Look through the listing for the word "components". Copy each line that has it.

◇ ◇ ◇ ◇ ◇ ◇ ◇

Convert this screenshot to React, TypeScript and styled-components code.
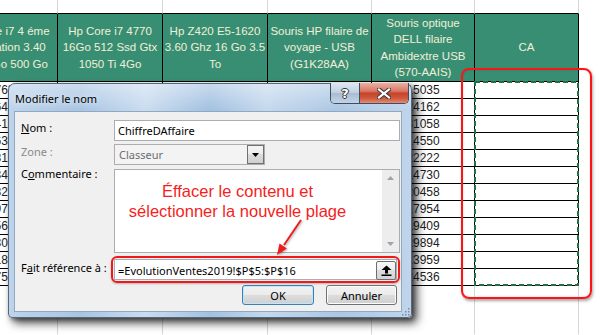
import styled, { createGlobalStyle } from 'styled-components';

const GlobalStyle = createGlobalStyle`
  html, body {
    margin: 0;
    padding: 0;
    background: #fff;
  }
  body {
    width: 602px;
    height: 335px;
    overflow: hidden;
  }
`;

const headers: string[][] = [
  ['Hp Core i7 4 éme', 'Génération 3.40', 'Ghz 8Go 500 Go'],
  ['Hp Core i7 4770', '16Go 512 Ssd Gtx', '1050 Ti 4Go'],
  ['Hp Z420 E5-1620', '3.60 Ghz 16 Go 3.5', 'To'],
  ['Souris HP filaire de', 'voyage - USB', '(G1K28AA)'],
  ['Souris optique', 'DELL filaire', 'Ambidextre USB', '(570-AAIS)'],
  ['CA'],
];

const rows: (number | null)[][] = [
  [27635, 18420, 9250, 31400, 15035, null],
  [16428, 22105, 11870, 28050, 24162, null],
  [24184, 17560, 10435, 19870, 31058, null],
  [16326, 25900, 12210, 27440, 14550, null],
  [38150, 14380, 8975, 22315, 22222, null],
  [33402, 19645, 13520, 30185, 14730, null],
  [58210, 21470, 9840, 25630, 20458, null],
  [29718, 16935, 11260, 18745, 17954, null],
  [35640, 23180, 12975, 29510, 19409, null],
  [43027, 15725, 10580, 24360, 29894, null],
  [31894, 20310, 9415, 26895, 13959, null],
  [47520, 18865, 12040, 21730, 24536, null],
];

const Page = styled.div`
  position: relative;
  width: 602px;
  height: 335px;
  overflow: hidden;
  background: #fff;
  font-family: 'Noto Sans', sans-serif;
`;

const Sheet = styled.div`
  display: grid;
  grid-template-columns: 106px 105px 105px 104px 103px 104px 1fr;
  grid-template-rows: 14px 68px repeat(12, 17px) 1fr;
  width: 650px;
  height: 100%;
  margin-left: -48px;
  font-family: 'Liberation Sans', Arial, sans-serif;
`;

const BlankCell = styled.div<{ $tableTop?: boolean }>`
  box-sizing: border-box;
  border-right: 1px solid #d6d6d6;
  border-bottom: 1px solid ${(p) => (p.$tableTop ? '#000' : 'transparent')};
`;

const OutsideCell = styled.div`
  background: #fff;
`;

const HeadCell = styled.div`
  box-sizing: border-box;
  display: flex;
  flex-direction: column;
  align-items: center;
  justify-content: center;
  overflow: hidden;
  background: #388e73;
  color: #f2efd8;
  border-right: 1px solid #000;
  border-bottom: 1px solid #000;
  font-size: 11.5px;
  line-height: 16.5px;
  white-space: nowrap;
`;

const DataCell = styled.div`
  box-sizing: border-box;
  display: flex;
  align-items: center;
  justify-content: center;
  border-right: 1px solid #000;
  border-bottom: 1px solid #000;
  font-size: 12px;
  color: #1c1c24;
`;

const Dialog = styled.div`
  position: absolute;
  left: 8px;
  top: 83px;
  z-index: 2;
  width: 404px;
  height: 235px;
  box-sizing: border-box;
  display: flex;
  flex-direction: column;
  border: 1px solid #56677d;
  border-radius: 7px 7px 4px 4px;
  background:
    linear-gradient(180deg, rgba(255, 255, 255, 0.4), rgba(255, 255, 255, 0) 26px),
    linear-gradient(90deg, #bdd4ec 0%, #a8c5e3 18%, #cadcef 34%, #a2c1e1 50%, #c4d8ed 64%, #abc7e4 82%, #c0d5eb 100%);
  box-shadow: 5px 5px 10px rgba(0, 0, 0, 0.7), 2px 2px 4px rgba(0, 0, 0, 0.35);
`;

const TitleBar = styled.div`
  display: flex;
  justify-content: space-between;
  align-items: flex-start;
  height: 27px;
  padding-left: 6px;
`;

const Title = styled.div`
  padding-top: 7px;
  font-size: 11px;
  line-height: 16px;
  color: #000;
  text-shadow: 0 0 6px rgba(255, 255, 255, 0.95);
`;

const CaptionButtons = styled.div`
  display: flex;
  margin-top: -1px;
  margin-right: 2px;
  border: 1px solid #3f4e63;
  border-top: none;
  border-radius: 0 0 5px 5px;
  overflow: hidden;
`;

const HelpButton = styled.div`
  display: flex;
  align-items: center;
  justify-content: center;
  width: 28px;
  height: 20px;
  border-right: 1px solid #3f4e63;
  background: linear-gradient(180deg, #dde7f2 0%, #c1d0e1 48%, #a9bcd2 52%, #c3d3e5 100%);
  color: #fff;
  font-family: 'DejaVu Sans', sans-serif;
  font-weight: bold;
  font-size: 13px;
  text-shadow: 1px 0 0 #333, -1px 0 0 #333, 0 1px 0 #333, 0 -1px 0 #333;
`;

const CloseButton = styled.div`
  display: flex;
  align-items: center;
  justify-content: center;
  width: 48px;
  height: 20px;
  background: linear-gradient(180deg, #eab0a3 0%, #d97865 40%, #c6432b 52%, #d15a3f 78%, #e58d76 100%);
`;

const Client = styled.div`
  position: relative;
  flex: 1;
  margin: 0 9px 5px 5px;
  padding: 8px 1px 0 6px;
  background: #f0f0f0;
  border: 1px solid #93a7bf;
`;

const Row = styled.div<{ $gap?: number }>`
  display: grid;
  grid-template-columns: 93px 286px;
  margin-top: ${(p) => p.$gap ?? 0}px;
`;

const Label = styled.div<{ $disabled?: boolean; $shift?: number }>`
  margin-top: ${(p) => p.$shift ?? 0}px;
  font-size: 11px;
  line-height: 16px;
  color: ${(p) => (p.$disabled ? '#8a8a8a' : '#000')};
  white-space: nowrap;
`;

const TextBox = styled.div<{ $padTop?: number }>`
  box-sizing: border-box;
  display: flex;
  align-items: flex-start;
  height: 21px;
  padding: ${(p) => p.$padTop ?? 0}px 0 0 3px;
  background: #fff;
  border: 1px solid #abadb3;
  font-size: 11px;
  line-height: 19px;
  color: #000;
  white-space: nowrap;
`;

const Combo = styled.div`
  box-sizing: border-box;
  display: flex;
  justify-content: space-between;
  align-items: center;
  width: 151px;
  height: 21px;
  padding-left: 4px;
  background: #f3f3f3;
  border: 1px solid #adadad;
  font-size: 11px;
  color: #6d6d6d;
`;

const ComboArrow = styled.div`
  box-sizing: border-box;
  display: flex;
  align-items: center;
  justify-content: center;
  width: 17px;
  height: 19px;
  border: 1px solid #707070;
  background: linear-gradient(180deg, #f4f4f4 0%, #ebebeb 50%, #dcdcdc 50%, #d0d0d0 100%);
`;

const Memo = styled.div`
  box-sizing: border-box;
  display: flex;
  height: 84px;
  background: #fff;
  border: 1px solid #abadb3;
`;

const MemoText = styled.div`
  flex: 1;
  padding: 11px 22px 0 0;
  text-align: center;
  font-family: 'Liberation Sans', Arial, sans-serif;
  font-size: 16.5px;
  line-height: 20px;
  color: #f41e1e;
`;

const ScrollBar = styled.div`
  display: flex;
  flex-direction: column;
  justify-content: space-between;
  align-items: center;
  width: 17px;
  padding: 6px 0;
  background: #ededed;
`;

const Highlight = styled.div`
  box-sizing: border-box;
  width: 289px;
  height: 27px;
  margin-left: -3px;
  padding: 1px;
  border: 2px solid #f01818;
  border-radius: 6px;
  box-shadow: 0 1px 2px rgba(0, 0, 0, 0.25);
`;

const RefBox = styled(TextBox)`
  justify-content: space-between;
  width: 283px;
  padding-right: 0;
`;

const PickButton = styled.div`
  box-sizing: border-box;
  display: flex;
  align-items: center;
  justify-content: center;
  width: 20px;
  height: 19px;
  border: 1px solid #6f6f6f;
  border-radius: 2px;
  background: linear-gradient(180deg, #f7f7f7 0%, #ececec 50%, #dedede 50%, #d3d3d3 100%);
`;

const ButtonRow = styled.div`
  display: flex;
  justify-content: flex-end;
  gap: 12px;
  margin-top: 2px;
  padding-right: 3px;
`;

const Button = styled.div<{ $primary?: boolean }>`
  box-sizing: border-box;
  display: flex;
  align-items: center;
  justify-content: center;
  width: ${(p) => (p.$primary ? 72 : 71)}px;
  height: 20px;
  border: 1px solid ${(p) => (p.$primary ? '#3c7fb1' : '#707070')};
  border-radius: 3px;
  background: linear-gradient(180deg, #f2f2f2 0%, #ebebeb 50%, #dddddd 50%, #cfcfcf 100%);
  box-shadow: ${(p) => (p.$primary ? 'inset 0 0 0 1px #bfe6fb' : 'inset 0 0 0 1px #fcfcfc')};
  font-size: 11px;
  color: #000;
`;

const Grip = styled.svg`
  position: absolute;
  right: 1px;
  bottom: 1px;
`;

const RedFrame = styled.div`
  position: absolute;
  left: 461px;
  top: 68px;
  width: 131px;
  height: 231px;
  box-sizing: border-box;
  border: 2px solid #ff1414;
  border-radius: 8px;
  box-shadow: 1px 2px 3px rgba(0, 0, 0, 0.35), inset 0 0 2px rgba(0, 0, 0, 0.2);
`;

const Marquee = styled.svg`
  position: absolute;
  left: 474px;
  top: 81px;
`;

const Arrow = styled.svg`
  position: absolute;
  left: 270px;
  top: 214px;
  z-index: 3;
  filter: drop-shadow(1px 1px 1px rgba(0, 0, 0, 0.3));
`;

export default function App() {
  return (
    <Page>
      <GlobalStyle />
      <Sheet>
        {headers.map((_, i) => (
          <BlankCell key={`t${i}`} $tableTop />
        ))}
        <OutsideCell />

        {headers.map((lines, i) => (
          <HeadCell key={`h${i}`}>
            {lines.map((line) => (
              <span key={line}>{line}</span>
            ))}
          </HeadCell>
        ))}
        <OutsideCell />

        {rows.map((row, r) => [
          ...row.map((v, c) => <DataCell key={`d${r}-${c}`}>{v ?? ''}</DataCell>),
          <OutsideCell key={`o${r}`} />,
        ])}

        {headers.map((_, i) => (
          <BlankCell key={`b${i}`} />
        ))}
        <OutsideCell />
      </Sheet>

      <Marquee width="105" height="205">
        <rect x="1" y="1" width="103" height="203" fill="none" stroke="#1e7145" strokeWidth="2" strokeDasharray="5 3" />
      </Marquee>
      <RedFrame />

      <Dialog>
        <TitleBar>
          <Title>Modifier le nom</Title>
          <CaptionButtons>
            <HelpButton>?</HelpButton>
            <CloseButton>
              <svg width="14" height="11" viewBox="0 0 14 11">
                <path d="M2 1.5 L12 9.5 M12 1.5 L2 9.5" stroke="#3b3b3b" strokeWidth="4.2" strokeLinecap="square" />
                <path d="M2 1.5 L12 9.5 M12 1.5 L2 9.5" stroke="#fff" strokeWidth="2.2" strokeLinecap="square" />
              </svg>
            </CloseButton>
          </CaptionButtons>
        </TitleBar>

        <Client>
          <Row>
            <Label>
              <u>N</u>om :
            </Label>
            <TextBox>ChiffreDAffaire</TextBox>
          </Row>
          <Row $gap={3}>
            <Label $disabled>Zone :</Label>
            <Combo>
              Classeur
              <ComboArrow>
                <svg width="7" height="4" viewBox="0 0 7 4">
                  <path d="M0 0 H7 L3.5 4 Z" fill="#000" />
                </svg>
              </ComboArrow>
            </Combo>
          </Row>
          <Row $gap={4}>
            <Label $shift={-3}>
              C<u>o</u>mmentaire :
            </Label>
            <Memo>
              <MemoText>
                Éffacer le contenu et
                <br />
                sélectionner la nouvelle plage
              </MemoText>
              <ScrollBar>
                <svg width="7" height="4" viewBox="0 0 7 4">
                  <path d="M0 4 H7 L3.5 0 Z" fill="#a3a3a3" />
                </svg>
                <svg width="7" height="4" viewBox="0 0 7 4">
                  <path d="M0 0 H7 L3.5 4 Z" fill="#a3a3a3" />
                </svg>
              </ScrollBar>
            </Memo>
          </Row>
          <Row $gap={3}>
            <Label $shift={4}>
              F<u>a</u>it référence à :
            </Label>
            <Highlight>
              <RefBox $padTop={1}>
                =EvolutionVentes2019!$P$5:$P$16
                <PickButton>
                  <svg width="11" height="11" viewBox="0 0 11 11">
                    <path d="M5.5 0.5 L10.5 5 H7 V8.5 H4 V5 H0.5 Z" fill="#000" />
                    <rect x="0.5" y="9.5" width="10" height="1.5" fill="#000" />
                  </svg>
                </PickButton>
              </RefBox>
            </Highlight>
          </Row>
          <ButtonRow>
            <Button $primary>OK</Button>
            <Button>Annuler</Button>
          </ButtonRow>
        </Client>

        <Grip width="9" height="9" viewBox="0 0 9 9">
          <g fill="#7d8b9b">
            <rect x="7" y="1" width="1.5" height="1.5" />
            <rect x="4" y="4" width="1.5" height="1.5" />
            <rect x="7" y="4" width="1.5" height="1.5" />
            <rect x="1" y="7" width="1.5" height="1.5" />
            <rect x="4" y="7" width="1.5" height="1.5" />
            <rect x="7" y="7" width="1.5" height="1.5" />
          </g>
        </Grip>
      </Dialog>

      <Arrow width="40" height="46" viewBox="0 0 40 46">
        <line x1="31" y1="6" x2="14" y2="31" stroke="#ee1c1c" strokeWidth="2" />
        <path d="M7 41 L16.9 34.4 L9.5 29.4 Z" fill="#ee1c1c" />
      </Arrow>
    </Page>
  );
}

◇ ◇ ◇ ◇ ◇ ◇ ◇

> **Full answer**:
Convert this screenshot to React, TypeScript and styled-components code.
import styled, { createGlobalStyle } from 'styled-components';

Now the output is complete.